I promise to participate in a pierogi cook-off. I promise to come to some party or other. I promise to hereafter do all my amber shopping at their place (and really, the jewelry is gorgeous. Stunning. Nicer than much of what you see in the average store shelves in Warsaw or Krakow).

However, chances of me being involved in the Polish Heritage Club of Wisconsin – Madison chapter? Same as before: zero.

[Are you missing the reason? Let me just say that a Palm Sunday Spring Festival with a demonstration of egg-decorating and the sale of Easter items, workshops on embroidery, making Polish cutouts, putting together Christmas packages for Polish troops in Iraq, volunteering as a guest speaker for the Kiwanis and the Oregon Senior Center, and volunteering at the Boston Store Community Days – these all seem proper and decent activities, I’m sure. Yay Polish Heritage Club. And the day you find me at any of them will be the day I have turned completely senile and some well-meaning volunteer wheels me over, thinking (erroneously) that I might enjoy a slice of the old country on this side of the ocean.]

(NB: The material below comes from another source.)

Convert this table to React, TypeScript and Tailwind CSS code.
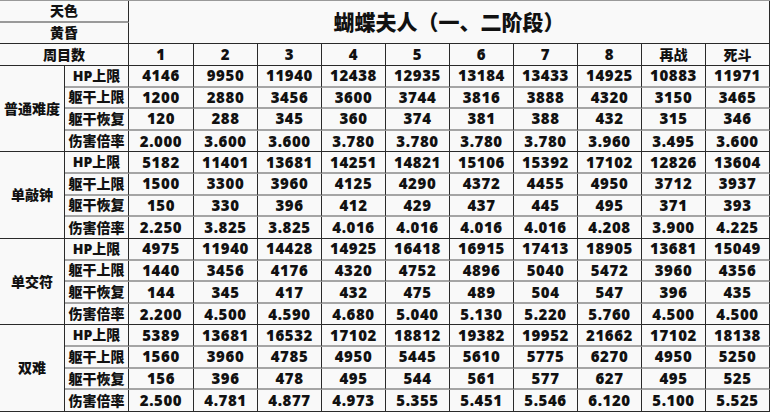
import React from 'react';

const cols = ['1', '2', '3', '4', '5', '6', '7', '8', '再战', '死斗'];

const groups = [
  {
    name: '普通难度',
    rows: [
      ['HP上限', '4146', '9950', '11940', '12438', '12935', '13184', '13433', '14925', '10883', '11971'],
      ['躯干上限', '1200', '2880', '3456', '3600', '3744', '3816', '3888', '4320', '3150', '3465'],
      ['躯干恢复', '120', '288', '345', '360', '374', '381', '388', '432', '315', '346'],
      ['伤害倍率', '2.000', '3.600', '3.600', '3.780', '3.780', '3.780', '3.780', '3.960', '3.495', '3.600'],
    ],
  },
  {
    name: '单敲钟',
    rows: [
      ['HP上限', '5182', '11401', '13681', '14251', '14821', '15106', '15392', '17102', '12826', '13604'],
      ['躯干上限', '1500', '3300', '3960', '4125', '4290', '4372', '4455', '4950', '3712', '3937'],
      ['躯干恢复', '150', '330', '396', '412', '429', '437', '445', '495', '371', '393'],
      ['伤害倍率', '2.250', '3.825', '3.825', '4.016', '4.016', '4.016', '4.016', '4.208', '3.900', '4.225'],
    ],
  },
  {
    name: '单交符',
    rows: [
      ['HP上限', '4975', '11940', '14428', '14925', '16418', '16915', '17413', '18905', '13681', '15049'],
      ['躯干上限', '1440', '3456', '4176', '4320', '4752', '4896', '5040', '5472', '3960', '4356'],
      ['躯干恢复', '144', '345', '417', '432', '475', '489', '504', '547', '396', '435'],
      ['伤害倍率', '2.200', '4.500', '4.590', '4.680', '5.040', '5.130', '5.220', '5.760', '4.500', '4.500'],
    ],
  },
  {
    name: '双难',
    rows: [
      ['HP上限', '5389', '13681', '16532', '17102', '18812', '19382', '19952', '21662', '17102', '18138'],
      ['躯干上限', '1560', '3960', '4785', '4950', '5445', '5610', '5775', '6270', '4950', '5250'],
      ['躯干恢复', '156', '396', '478', '495', '544', '561', '577', '627', '495', '525'],
      ['伤害倍率', '2.500', '4.781', '4.877', '4.973', '5.355', '5.451', '5.546', '6.120', '5.100', '5.525'],
    ],
  },
];

const cell = 'flex items-center justify-center border-r border-r-[#2a2a2a] leading-none';
const cjk = 'text-[14px] font-extrabold';
const num = 'text-[15px] font-extrabold tracking-[0.6px]';

export default function App() {
  return (
    <div
      className="w-[770px] h-[412px] bg-[#f9f9f9] text-[#111] overflow-hidden"
      style={{ fontFamily: '"Open Sans", "Noto Sans CJK SC", sans-serif' }}
    >
      <div className="grid h-[412px] grid-cols-[65px_64px_65px_repeat(9,64px)] grid-rows-[repeat(19,minmax(0,1fr))] border-t border-t-[#9a9a9a]">
        {/* header block */}
        <div className={`${cell} ${cjk} col-span-2 border-b-2 border-b-[#9a9a9a]`}>天色</div>
        <div className={`${cell} col-span-10 row-span-2 border-b border-b-[#2a2a2a] text-[21px] font-extrabold`}>
          蝴蝶夫人（一、二阶段）
        </div>
        <div className={`${cell} ${cjk} col-span-2 border-b border-b-[#2a2a2a]`}>黄昏</div>
        <div className={`${cell} ${cjk} col-span-2 border-b border-b-[#2a2a2a]`}>周目数</div>
        {cols.map((c, i) => (
          <div key={c} className={`${cell} ${i < 8 ? num : cjk} border-b border-b-[#2a2a2a]`}>
            {c}
          </div>
        ))}

        {groups.map((g) => (
          <React.Fragment key={g.name}>
            <div className={`${cell} ${cjk} row-span-4 border-b border-b-[#2a2a2a]`}>{g.name}</div>
            {g.rows.map((r, ri) => {
              const last = ri === g.rows.length - 1;
              const bottom = last ? 'border-b border-b-[#2a2a2a]' : 'border-b-2 border-b-[#a5a5a5]';
              return r.map((v, ci) => (
                <div key={`${ri}-${ci}`} className={`${cell} ${ci === 0 ? cjk : num} ${bottom}`}>
                  {v}
                </div>
              ));
            })}
          </React.Fragment>
        ))}
      </div>
    </div>
  );
}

  1. Maybe this summer we could go to Polishfest in Milwaukee. It's a huge deal, y'know...

  2. I wish I could be there for the results of your pierogi cook-off.

  3. i generally dont go to the polish deli cause i dont know what to order. i had a boyfriend who was half polish. man, was he sexy.

  4. Okay, so you don't do these hokey, so-called Polish cultural activities. But do the Poles that actually live in Poland do that stuff anymore anyway? One of the challenges for any group of people who emigrate to another country is to adapt and fit into their new environment while also staying connected to their ethnic and cultural heritage. Far too often, US immigrants cling to traditions and practices from their home country without realizing that back home their people are changing, evolving and modernizing. So don't feel bad because you aren't interested in participating in one of those forced and fakey Polish cultural events. Your strong Polish identity and frequent trips back to Poland are what help you to stay connected to your Polishness. Serving sauerkraut at every meal helps too.

  5. Being Polish is deep within one's soul. We don't need to be a part of preserving "the old", we can be part of creating "the new".

    Last night my mind was on the peirogis... but your question about turning your back stayed in my mind. It isn't so much turning your back, as it is following your own interests. Not seeking out fellow Poles, doesn't mean that you do not care or deny your heritage. You have your own personal communtity and activities to feed your soul. Polish Heritage is much more than Polkas, Pisanki, pierogis, colorful costumes, playing the accordian or other folk craft. Could you see Pope John Paul II, Copernicus, Curie, or Chopin joining? I think not.

    How many people recycle items to help the earth, but do not belong to an environmental group? Does not getting involved in polictics, make someone less patriotic?

    Just like in all cultures, people have different interests and we naturally seek out and spend our time on what interests us most.

  6. Asia: maybe he was sexy because of his other half (Italian, right?)?

    Nancy & Tonya: I admire much of the folkcraft, I just don't know that I need a group of people to show me how to do inferior versions of it on my own. I find that having a common ethnic heritage is not enough reason to hang with people. There has to be more. But I will do the pierogi thing, where it is about the cooking as much as the Polishness of the event.

    Ang: So long as there's food, I'll go to any ethnic event anywhere.

  7. It is probably part of the Groucho Marx saying that you don't want to be a member of a club that would have you as a member...

    Plus, it sounds like a full-time job to be Polish in America.

  8. I thought the gulf between you and the Polish American Club types is that their Polishness is conservative, quaint and rose colored, frozen in time from when they or their ancestors left the country.

    I imagine an American expatriate club in some other part of the world, composed of people who left the U.S. in the 1950s, and they celebrate the America of "Leave it to Beaver."

    By the way, my "word verification" word to post this comment is "tzebzo." Does that mean anything in Polish?

  9. You are so right, Oscar (about those who choose to club over their heritage, not about the word -- which has Polish overtones but no real meaning).

    Saul -- I didn't even mention the fundraising, the bake sales, etc etc. Uffff!